Here’s what (I hope) is a fair-minded thread about this...

1). The ‘examification’ of humanities subjects (3-year GCSE programmes, excessive mock-mock-mocks, doing loads of lessons on ‘Question 4 AO2 practice’) is bad.

But this *isn’t* a ‘knowledge-based curriculum’... https://twitter.com/mattlodder/status/1345432727693238272
2). When history teachers in England talk about knowledge, they’re building on a 50+ year(!) tradition of thinking about many *forms* of knowledge in hist education...

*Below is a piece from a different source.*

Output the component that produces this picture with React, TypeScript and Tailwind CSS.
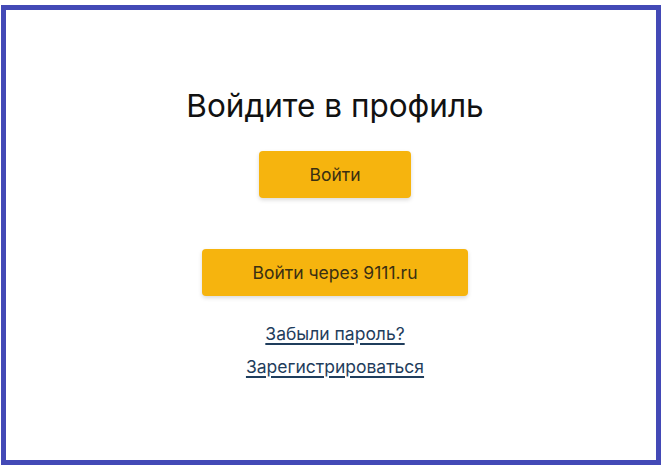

The latest part to this *debate* (this isn’t just partisan dogma) is out on 7 Jan: http://www.uclpress.co.uk/products/130700 
3. The issue with ‘skills’ talk in secondary education (especially for 11-14 year olds) is that it mutates. Soon, you end up with kids doing pointless and potentially damaging things - which they don’t understand - to (not) learn how to ‘research’.

Who shot JFK, anyone...?
5). Students not understanding the key epistemological issues in their subjects - the conditions under which new claims to knowledge can be created etc - is a huge problem. This sort of thing is, generally, handled very badly in the GCSE and A Level humanities specifications.
6). In sum, it’s not a case of ‘too much knowledge’. It’s that students need to be taught much *more* knowledge about how truth-claims work in different subjects at GCSE and, especially, A Level.

@dickens_siobhan’s research on History A-Level specifications is great on this.
A good example of this is the lack of cultural history on the A Level History specifications. Clearly, this is totally out-of-step with academic history (as is the lack of material culture, oral history, global history, ‘memory turn’ etc). Nazis and high-pol stills dominates.